__Supplied data__
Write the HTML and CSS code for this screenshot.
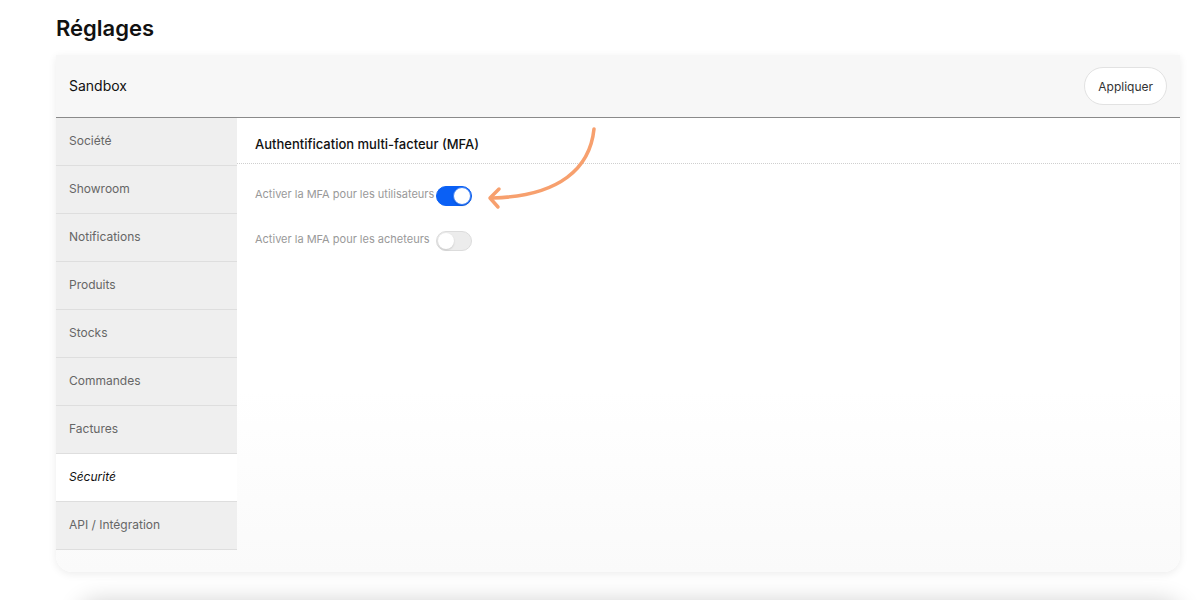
FILE: index.html
```html
<!DOCTYPE html>
<html lang="fr">
<head>
    <meta charset="UTF-8">
    <meta name="viewport" content="width=device-width, initial-scale=1.0">
    <title>Réglages</title>
    <link rel="stylesheet" href="styles.css">
</head>
<body>

    <h1 class="page-title">Réglages</h1>

    <div class="settings-card">
        <div class="card-header">
            <span class="env-name">Sandbox</span>
            <button class="apply-button">Appliquer</button>
        </div>

        <div class="card-body">
            <ul class="side-menu">
                <li class="menu-item">Société</li>
                <li class="menu-item">Showroom</li>
                <li class="menu-item">Notifications</li>
                <li class="menu-item">Produits</li>
                <li class="menu-item">Stocks</li>
                <li class="menu-item">Commandes</li>
                <li class="menu-item">Factures</li>
                <li class="menu-item active">Sécurité</li>
                <li class="menu-item">API / Intégration</li>
            </ul>

            <div class="panel">
                <div class="panel-title">Authentification multi-facteur (MFA)</div>
                <div class="panel-rows">
                    <span class="setting-label">Activer la MFA pour les utilisateurs</span>
                    <span class="toggle on"><span class="knob"></span></span>

                    <span class="setting-label">Activer la MFA pour les acheteurs</span>
                    <span class="toggle"><span class="knob"></span></span>
                </div>
            </div>
        </div>
    </div>

    <div class="next-card"></div>

    <!-- annotation arrow pointing at the toggle -->
    <svg class="hint-arrow" width="1200" height="600" viewBox="0 0 1200 600">
        <path d="M594 129 C590 168 560 196 493 198" fill="none" stroke="#f7a06e" stroke-width="3.5" stroke-linecap="round"/>
        <path d="M499 189 L490 198 L498 207" fill="none" stroke="#f7a06e" stroke-width="3.5" stroke-linecap="round" stroke-linejoin="round"/>
    </svg>

</body>
</html>
```

FILE: styles.css
```css
body {
    margin: 0;
    padding: 0 20px 0 56px;
    font-family: Inter, "Open Sans", Arial, sans-serif;
    background-color: #ffffff;
    color: #111;
    overflow: hidden;
    height: 600px;
}

.page-title {
    margin: 0;
    padding-top: 15px;
    height: 55px;
    box-sizing: border-box;
    font-size: 22px;
    font-weight: 600;
    line-height: 27px;
}

.settings-card {
    width: 1124px;
    background-color: #ffffff;
    border-radius: 0 0 16px 16px;
    box-shadow: 0 2px 8px rgba(0, 0, 0, 0.08);
    overflow: hidden;
}

.card-header {
    height: 62px;
    display: flex;
    align-items: center;
    justify-content: space-between;
    padding: 0 13px;
    background-color: #f7f7f7;
    border-bottom: 1px solid #8a8a8a;
}

.env-name {
    font-size: 14px;
    color: #111;
    margin-top: -2px;
}

.apply-button {
    height: 38px;
    padding: 0 13px;
    border-radius: 19px;
    border: 1px solid #e2e2e2;
    background-color: #ffffff;
    font-family: inherit;
    font-size: 12px;
    color: #333;
    cursor: pointer;
}

.card-body {
    display: flex;
    height: 454px;
    background: linear-gradient(to bottom, #ffffff 60%, #fafafa);
}

.side-menu {
    list-style: none;
    margin: 0;
    padding: 0;
    width: 181px;
    align-self: flex-start;
}

.menu-item {
    display: flex;
    align-items: center;
    padding-left: 13px;
    padding-bottom: 2px;
    height: 45px;
    font-size: 12px;
    color: #666;
    background-color: #efefef;
    border-bottom: 1px solid #dedede;
}

.menu-item.active {
    background-color: #ffffff;
    color: #111;
    font-style: italic;
}

.panel {
    flex: 1;
}

.panel-title {
    height: 46px;
    box-sizing: border-box;
    display: flex;
    align-items: center;
    padding: 6px 0 0 18px;
    font-size: 13px;
    font-weight: 500;
    color: #111;
    border-bottom: 1px dotted #cfcfcf;
}

/* label column + toggle column, so the toggles line up */
.panel-rows {
    display: grid;
    grid-template-columns: max-content max-content;
    column-gap: 2px;
    row-gap: 25px;
    align-items: center;
    padding: 22px 0 0 18px;
}

.setting-label {
    font-size: 11px;
    color: #999;
    position: relative;
    top: -2px;
}

.toggle {
    width: 36px;
    height: 20px;
    border-radius: 10px;
    background-color: #ececec;
    border: 1px solid #dcdcdc;
    box-sizing: border-box;
    display: flex;
    align-items: center;
    padding: 1px;
}

.toggle .knob {
    width: 16px;
    height: 16px;
    border-radius: 50%;
    background-color: #ffffff;
    box-shadow: 0 1px 2px rgba(0, 0, 0, 0.15);
}

.toggle.on {
    background-color: #0a60f5;
    border-color: #0a60f5;
    justify-content: flex-end;
}

.toggle.on .knob {
    border: 1px solid #3b7ff7;
    box-sizing: border-box;
    width: 18px;
    height: 18px;
    margin-right: -1px;
}

.next-card {
    width: 1100px;
    height: 100px;
    margin: 32px 0 0 24px;
    border-radius: 16px;
    background-color: #ffffff;
    box-shadow: 0 -2px 24px rgba(0, 0, 0, 0.2);
}

.hint-arrow {
    position: absolute;
    top: 0;
    left: 0;
    pointer-events: none;
}
```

__Task requirements__
Copy the whole of the material above exactly, but not its images.

__Solution to this problem__
Write the HTML and CSS code for this screenshot.
FILE: index.html
```html
<!DOCTYPE html>
<html lang="fr">
<head>
    <meta charset="UTF-8">
    <meta name="viewport" content="width=device-width, initial-scale=1.0">
    <title>Réglages</title>
    <link rel="stylesheet" href="styles.css">
</head>
<body>

    <h1 class="page-title">Réglages</h1>

    <div class="settings-card">
        <div class="card-header">
            <span class="env-name">Sandbox</span>
            <button class="apply-button">Appliquer</button>
        </div>

        <div class="card-body">
            <ul class="side-menu">
                <li class="menu-item">Société</li>
                <li class="menu-item">Showroom</li>
                <li class="menu-item">Notifications</li>
                <li class="menu-item">Produits</li>
                <li class="menu-item">Stocks</li>
                <li class="menu-item">Commandes</li>
                <li class="menu-item">Factures</li>
                <li class="menu-item active">Sécurité</li>
                <li class="menu-item">API / Intégration</li>
            </ul>

            <div class="panel">
                <div class="panel-title">Authentification multi-facteur (MFA)</div>
                <div class="panel-rows">
                    <span class="setting-label">Activer la MFA pour les utilisateurs</span>
                    <span class="toggle on"><span class="knob"></span></span>

                    <span class="setting-label">Activer la MFA pour les acheteurs</span>
                    <span class="toggle"><span class="knob"></span></span>
                </div>
            </div>
        </div>
    </div>

    <div class="next-card"></div>

    <!-- annotation arrow pointing at the toggle -->
    <svg class="hint-arrow" width="1200" height="600" viewBox="0 0 1200 600">
        <path d="M594 129 C590 168 560 196 493 198" fill="none" stroke="#f7a06e" stroke-width="3.5" stroke-linecap="round"/>
        <path d="M499 189 L490 198 L498 207" fill="none" stroke="#f7a06e" stroke-width="3.5" stroke-linecap="round" stroke-linejoin="round"/>
    </svg>

</body>
</html>
```

FILE: styles.css
```css
body {
    margin: 0;
    padding: 0 20px 0 56px;
    font-family: Inter, "Open Sans", Arial, sans-serif;
    background-color: #ffffff;
    color: #111;
    overflow: hidden;
    height: 600px;
}

.page-title {
    margin: 0;
    padding-top: 15px;
    height: 55px;
    box-sizing: border-box;
    font-size: 22px;
    font-weight: 600;
    line-height: 27px;
}

.settings-card {
    width: 1124px;
    background-color: #ffffff;
    border-radius: 0 0 16px 16px;
    box-shadow: 0 2px 8px rgba(0, 0, 0, 0.08);
    overflow: hidden;
}

.card-header {
    height: 62px;
    display: flex;
    align-items: center;
    justify-content: space-between;
    padding: 0 13px;
    background-color: #f7f7f7;
    border-bottom: 1px solid #8a8a8a;
}

.env-name {
    font-size: 14px;
    color: #111;
    margin-top: -2px;
}

.apply-button {
    height: 38px;
    padding: 0 13px;
    border-radius: 19px;
    border: 1px solid #e2e2e2;
    background-color: #ffffff;
    font-family: inherit;
    font-size: 12px;
    color: #333;
    cursor: pointer;
}

.card-body {
    display: flex;
    height: 454px;
    background: linear-gradient(to bottom, #ffffff 60%, #fafafa);
}

.side-menu {
    list-style: none;
    margin: 0;
    padding: 0;
    width: 181px;
    align-self: flex-start;
}

.menu-item {
    display: flex;
    align-items: center;
    padding-left: 13px;
    padding-bottom: 2px;
    height: 45px;
    font-size: 12px;
    color: #666;
    background-color: #efefef;
    border-bottom: 1px solid #dedede;
}

.menu-item.active {
    background-color: #ffffff;
    color: #111;
    font-style: italic;
}

.panel {
    flex: 1;
}

.panel-title {
    height: 46px;
    box-sizing: border-box;
    display: flex;
    align-items: center;
    padding: 6px 0 0 18px;
    font-size: 13px;
    font-weight: 500;
    color: #111;
    border-bottom: 1px dotted #cfcfcf;
}

/* label column + toggle column, so the toggles line up */
.panel-rows {
    display: grid;
    grid-template-columns: max-content max-content;
    column-gap: 2px;
    row-gap: 25px;
    align-items: center;
    padding: 22px 0 0 18px;
}

.setting-label {
    font-size: 11px;
    color: #999;
    position: relative;
    top: -2px;
}

.toggle {
    width: 36px;
    height: 20px;
    border-radius: 10px;
    background-color: #ececec;
    border: 1px solid #dcdcdc;
    box-sizing: border-box;
    display: flex;
    align-items: center;
    padding: 1px;
}

.toggle .knob {
    width: 16px;
    height: 16px;
    border-radius: 50%;
    background-color: #ffffff;
    box-shadow: 0 1px 2px rgba(0, 0, 0, 0.15);
}

.toggle.on {
    background-color: #0a60f5;
    border-color: #0a60f5;
    justify-content: flex-end;
}

.toggle.on .knob {
    border: 1px solid #3b7ff7;
    box-sizing: border-box;
    width: 18px;
    height: 18px;
    margin-right: -1px;
}

.next-card {
    width: 1100px;
    height: 100px;
    margin: 32px 0 0 24px;
    border-radius: 16px;
    background-color: #ffffff;
    box-shadow: 0 -2px 24px rgba(0, 0, 0, 0.2);
}

.hint-arrow {
    position: absolute;
    top: 0;
    left: 0;
    pointer-events: none;
}
```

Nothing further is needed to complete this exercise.